The signs of this down-to-earth approach to the papacy were immediate, starting with taking the name of the saint known for his ministry of the poor. His first public remarks, addressed to the faithful in St. Peter’s Square after his election in 2013, ended with a simple, “Good night and rest well.” Then came touches like the ordinary black shoes instead of elegant loafers, paying his own lodging bill from the conclave, waving Vatican staff members into an elevator with him on his first day as pope and moving into a nondescript Vatican residence instead of the Apostolic Palace.
Francis, who died at 88 on Monday, adopted the same humble tone for his departure from this world. Last year he simplified the elaborate funeral rites developed over centuries of tradition, a permeating characteristic of the Catholic Church. The changes came in a new edition of the rule book for papal funerals, the “Ordo Exsequiarum Romani Pontificis.”

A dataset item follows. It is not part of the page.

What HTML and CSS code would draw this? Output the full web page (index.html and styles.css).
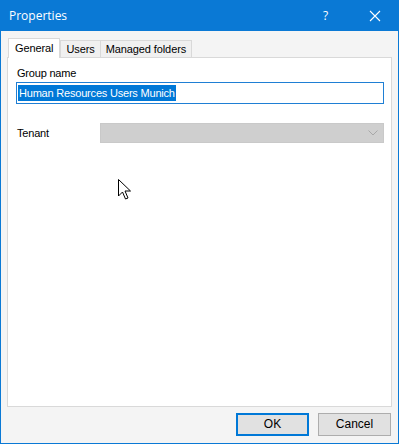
FILE: index.html
```html
<!DOCTYPE html>
<html>
<head>
<meta charset="utf-8">
<link rel="stylesheet" href="styles.css">
</head>
<body>
<div class="window">
  <div class="titlebar">
    <span class="title">Properties</span>
    <span class="help">?</span>
    <span class="close">
      <svg width="12" height="12" viewBox="0 0 12 12"><path d="M1 1L11 11M11 1L1 11" stroke="#fff" stroke-width="1.1" fill="none"/></svg>
    </span>
  </div>
  <div class="client">
    <div class="tabs">
      <div class="tab active">General</div>
      <div class="tab">Users</div>
      <div class="tab">Managed folders</div>
    </div>
    <div class="panel">
      <div class="label">Group name</div>
      <div class="textbox"><span class="sel">Human Resources Users Munich</span></div>
      <div class="row">
        <span class="label tenant">Tenant</span>
        <div class="combo">
          <svg width="10" height="6" viewBox="0 0 10 6"><path d="M0.5 0.5L5 5L9.5 0.5" stroke="#a8a8a8" stroke-width="1" fill="none"/></svg>
        </div>
      </div>
      <svg class="cursor" width="14" height="22" viewBox="0 0 14 22"><path d="M0.5 0.5V17L4.5 13L7.5 20L10 19L7 12H12.5Z" fill="#fff" stroke="#000" stroke-width="1"/></svg>
    </div>
    <div class="buttons">
      <div class="btn default">OK</div>
      <div class="btn">Cancel</div>
    </div>
  </div>
</div>
</body>
</html>
```
FILE: styles.css
```css
html, body { margin: 0; padding: 0; }
body { width: 399px; height: 444px; overflow: hidden; font-family: "Liberation Sans", Arial, sans-serif; font-size: 11px; color: #000; }
.window { width: 399px; height: 444px; box-sizing: border-box; display: flex; flex-direction: column; background: #0a79d5; }
.titlebar { height: 31px; display: flex; align-items: center; color: #fff; flex: none; }
.title { font-family: "Open Sans", "Noto Sans", sans-serif; font-size: 12px; margin-left: 9px; flex: 1; margin-top: -1px; }
.help { font-family: "Open Sans", sans-serif; font-size: 12px; width: 14px; margin-right: 32px; margin-top: -1px; }
.close { width: 12px; height: 12px; display: flex; margin-right: 18px; }
.client { flex: 1; margin: 0 1px 1px 1px; background: #f4f4f4; display: flex; flex-direction: column; padding: 7px 6px 0 6px; position: relative; }
.tabs { display: flex; height: 19px; align-items: flex-end; position: relative; z-index: 1; }
.tab { height: 17px; box-sizing: border-box; border: 1px solid #d9d9d9; border-bottom: none; background: #f0f0f0; padding: 0 5px; line-height: 16px; margin-right: -1px; font-size: 11px; letter-spacing: -0.1px; }
.tab.active { height: 20px; background: #fff; padding: 0 6px; margin-bottom: -1px; line-height: 18px; margin-left: 1px; margin-right: 0; }
.panel { height: 350px; box-sizing: border-box; border: 1px solid #d9d9d9; background: #fff; padding: 8px 6px 0 9px; position: relative; }
.label { font-size: 11px; line-height: 14px; letter-spacing: -0.2px; }
.textbox { margin-top: 2px; height: 22px; box-sizing: border-box; border: 1px solid #1f7fd4; background: #fff; padding: 2px 1px; width: 368px; margin-left: -1px; }
.sel { background: #0078d7; color: #fff; font-size: 11px; letter-spacing: -0.2px; line-height: 16px; display: inline-block; height: 16px; padding: 0 1px; }
.row { display: flex; align-items: center; margin-top: 19px; }
.tenant { width: 83px; }
.combo { width: 284px; height: 20px; background: #cfcfcf; box-sizing: border-box; border: 1px solid #c9c9c9; display: flex; align-items: center; justify-content: flex-end; padding-right: 5px; }
.cursor { position: absolute; left: 110px; top: 121px; }
.buttons { display: flex; justify-content: flex-end; gap: 9px; padding: 6px 1px 0 0; }
.btn { width: 73px; height: 23px; box-sizing: border-box; border: 1px solid #adadad; background: #e1e1e1; text-align: center; line-height: 21px; font-size: 12px; }
.btn.default { border: 2px solid #0078d7; line-height: 19px; }
```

It was in keeping with Francis’ effort throughout his papacy to inject a sense of simplicity into the image of the church hierarchy, a pastoralism that most popes at least give lip service to but this one has taken concrete steps to carry out.
To start, the Vatican camerlengo — or the official in charge of the time between the death or resignation of a pope and the election of his successor — was required to confirm the pope’s death in a private chapel, instead of the room where he dies. (Doctors will be on the job, too.) He still presumably did so by calling out the name the pontiff was given at birth — Mario Bergoglio — since in death, the man no longer held the office. During the funeral, ordinary words like “pope,” “bishop” and “pastor” will be used instead of the pope’s more ornate titles, which include Vicar of Jesus Christ, Successor of the Prince of the Apostles and Supreme Pontiff of the Universal Church.
His body will go into a zinc-lined, wooden coffin instead of the triplicate coffins of the past (cypress, lead and oak). It will bypass the private viewing for church officials in the Apostolic Palace and go straight to St. Peter’s Basilica for viewing by the public. The coffin will not be placed on a catafalque, or raised bier.